Let me know please, in the comments, if this resonated so that we can gather around our Kitchen Table Money Club & I’ve got a ps at the end that is ripe for your input.
CASE STUDY : ROSIE
1. How She Felt Coming Into the Session
Rosie arrived with a lot on her mind and a lot of courage to name it. She described herself plainly and honestly: ‘I’m not very good with money.’ And yet, as the session quickly revealed, this was far from the full picture. Beneath the self-criticism was a thoughtful, bookish, goal-oriented woman who had already done a great deal of thinking about where she wanted to go financially, she just hadn’t been able to find the bridge between knowing and doing.
There was a palpable emotional undertone to how she spoke about money: a quiet anxiety that arrived with the word ‘scary’, and a sense of vulnerability, almost nakedness when she described her situation. She spoke of feeling ‘stuck’, of not having savings, not having assets, not having family who could step in if things went wrong. This was not just financial stress. It was existential: a fear of being exposed and unsupported in the world.
She was also self-aware enough to name the pattern: she was strong in theory, weaker in application. ‘Aint that the truth for many of us?
She knew what she should do, but the gap between knowing and doing was vast, partly because of procrastination, partly because of overwhelm, and partly because she had never found a system that felt genuinely hers.
2. What Her Key Problems Were
- Credit card debt across multiple cards accumulated gradually through a habit of using credit for convenience rather than strategic borrowing, with interest quietly building over time.
- No emergency fund, a glaring gap that left her and her husband exposed to any unexpected cost.

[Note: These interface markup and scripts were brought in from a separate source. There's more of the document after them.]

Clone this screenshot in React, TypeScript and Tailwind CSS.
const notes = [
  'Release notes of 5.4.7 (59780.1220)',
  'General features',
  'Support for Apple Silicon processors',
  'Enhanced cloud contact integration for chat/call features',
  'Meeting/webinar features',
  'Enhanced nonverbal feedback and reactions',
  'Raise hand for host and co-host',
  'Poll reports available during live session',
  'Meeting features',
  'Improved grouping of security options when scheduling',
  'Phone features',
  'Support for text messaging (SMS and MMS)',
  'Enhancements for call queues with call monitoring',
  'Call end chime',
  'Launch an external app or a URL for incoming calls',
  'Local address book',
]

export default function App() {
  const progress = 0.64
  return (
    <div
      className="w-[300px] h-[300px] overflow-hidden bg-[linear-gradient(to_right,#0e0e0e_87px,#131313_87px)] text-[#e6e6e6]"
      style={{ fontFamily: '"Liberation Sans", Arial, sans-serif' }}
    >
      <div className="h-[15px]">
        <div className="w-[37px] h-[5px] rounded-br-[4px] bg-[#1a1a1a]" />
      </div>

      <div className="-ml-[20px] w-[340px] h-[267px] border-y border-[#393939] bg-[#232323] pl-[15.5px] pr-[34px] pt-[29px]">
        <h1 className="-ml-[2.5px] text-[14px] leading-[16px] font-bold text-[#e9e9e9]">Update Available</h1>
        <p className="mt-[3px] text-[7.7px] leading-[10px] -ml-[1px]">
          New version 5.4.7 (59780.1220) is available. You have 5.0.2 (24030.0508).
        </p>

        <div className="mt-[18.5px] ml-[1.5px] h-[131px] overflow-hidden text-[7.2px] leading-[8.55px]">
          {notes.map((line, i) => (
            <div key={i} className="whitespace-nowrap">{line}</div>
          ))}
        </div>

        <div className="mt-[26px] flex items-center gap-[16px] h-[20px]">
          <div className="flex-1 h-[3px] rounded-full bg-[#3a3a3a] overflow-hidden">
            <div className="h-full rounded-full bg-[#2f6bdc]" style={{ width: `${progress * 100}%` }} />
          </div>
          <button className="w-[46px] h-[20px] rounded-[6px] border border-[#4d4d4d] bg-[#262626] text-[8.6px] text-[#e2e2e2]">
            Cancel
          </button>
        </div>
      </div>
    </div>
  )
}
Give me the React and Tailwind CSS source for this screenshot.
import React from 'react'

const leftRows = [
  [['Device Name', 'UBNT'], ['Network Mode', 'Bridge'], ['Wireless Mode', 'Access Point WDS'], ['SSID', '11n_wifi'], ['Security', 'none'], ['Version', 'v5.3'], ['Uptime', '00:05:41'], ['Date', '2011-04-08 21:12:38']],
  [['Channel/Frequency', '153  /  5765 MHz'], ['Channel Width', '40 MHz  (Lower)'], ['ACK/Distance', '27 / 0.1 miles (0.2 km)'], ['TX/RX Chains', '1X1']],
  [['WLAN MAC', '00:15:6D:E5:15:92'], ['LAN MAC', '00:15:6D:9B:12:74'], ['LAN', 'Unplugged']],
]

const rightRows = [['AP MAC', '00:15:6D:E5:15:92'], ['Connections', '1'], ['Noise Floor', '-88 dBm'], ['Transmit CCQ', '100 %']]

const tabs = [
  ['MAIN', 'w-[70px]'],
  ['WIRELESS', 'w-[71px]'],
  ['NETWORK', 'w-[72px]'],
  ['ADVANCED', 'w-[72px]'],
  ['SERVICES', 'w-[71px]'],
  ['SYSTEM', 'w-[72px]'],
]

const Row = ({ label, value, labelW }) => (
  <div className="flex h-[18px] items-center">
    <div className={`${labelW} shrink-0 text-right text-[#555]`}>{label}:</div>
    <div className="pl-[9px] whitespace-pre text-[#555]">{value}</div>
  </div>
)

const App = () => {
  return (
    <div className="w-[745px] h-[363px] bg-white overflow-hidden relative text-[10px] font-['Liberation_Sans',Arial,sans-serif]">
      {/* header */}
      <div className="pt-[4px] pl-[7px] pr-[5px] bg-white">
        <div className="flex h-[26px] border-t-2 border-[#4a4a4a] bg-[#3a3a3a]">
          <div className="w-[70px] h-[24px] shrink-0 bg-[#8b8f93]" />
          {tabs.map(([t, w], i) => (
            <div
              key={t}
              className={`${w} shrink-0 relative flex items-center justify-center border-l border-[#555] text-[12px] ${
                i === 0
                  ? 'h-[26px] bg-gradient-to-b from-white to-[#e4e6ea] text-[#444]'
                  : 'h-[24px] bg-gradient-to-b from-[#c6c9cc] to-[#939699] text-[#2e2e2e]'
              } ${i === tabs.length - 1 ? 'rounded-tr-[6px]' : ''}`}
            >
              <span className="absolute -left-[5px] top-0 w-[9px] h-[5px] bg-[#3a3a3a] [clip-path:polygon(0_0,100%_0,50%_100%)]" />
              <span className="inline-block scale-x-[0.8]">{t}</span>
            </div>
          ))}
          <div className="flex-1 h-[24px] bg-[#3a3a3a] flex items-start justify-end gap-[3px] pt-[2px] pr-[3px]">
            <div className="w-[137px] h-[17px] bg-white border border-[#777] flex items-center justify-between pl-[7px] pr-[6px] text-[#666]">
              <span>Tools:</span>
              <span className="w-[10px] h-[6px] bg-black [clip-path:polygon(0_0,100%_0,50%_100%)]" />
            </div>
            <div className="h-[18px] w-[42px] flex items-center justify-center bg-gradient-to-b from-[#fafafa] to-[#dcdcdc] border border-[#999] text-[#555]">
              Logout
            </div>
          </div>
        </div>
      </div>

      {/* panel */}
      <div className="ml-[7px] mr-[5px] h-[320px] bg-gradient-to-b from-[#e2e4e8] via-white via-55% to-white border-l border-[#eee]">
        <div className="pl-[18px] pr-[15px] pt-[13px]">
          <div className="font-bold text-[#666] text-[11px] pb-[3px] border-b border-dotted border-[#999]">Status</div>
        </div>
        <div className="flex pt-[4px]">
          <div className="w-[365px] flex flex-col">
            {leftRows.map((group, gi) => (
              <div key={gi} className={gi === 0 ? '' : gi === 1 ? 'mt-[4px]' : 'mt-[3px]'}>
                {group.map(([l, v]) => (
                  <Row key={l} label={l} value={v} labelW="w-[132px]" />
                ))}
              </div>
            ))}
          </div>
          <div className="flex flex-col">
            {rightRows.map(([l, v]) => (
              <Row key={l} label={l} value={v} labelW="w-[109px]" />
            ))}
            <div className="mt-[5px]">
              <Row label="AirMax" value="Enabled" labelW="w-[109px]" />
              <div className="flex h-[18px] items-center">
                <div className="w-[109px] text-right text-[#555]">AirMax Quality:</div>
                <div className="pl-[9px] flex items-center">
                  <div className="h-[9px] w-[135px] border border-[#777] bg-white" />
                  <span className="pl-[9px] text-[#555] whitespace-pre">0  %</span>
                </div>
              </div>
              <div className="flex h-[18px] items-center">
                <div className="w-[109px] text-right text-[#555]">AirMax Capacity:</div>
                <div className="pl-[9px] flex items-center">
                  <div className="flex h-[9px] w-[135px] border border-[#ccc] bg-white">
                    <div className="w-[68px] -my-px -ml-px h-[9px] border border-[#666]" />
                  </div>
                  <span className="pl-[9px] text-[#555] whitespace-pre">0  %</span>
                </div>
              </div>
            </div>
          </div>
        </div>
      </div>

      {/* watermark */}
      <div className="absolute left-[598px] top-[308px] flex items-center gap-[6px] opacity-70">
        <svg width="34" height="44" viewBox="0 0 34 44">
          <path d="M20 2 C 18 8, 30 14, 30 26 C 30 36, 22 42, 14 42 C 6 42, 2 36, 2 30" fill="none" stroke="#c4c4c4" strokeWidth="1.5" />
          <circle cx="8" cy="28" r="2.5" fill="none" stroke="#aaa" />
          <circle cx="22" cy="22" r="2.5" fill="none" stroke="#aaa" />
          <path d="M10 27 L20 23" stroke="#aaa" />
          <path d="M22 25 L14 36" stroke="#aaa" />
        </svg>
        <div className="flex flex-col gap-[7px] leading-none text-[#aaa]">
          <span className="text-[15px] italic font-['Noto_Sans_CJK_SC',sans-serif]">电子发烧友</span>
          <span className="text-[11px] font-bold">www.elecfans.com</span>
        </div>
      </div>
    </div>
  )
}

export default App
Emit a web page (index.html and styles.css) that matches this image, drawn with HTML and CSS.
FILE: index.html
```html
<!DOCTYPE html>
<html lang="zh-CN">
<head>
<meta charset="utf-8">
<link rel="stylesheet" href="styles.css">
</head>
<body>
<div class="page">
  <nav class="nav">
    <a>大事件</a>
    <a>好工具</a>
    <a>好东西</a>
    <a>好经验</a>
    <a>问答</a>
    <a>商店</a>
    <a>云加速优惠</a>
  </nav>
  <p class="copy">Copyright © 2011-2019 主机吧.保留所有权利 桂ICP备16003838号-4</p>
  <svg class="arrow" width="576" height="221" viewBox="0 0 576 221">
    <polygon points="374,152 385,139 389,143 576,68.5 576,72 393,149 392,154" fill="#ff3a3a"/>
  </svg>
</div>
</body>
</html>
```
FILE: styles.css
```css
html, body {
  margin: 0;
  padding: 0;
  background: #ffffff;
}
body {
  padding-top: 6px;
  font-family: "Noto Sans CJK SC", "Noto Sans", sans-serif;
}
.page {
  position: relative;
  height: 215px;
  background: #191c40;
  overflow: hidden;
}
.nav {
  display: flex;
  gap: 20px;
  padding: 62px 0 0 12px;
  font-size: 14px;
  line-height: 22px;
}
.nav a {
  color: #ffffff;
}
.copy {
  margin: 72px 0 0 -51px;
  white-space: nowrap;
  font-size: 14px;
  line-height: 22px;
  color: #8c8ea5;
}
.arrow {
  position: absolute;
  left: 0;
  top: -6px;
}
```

- Living month-to-month despite a good household income, with the nagging sense that something was ‘missing’ in how she managed money but unable to identify what.
- Sporadic and inconsistent budget tracking. She had tried, had good tools (including an app & an elaborate spreadsheet she’d randomly downloaded) but she consistently fell off the wagon. She found all the data-gathering was demotivating, time consuming especially without visible progress & couldn’t really translate the data into daily actions. It wasn’t making sense.
- No travel fund so that holidays kept going on credit cards, which is one reason the balance never truly reduced.
- A gap between her many financial goals (which she had clearly defined) and a practical system to achieve them.
3. What She Had Already Tried
Rosie was already ahead of many clients in one important way: she knew her goals. She had a five-part financial vision.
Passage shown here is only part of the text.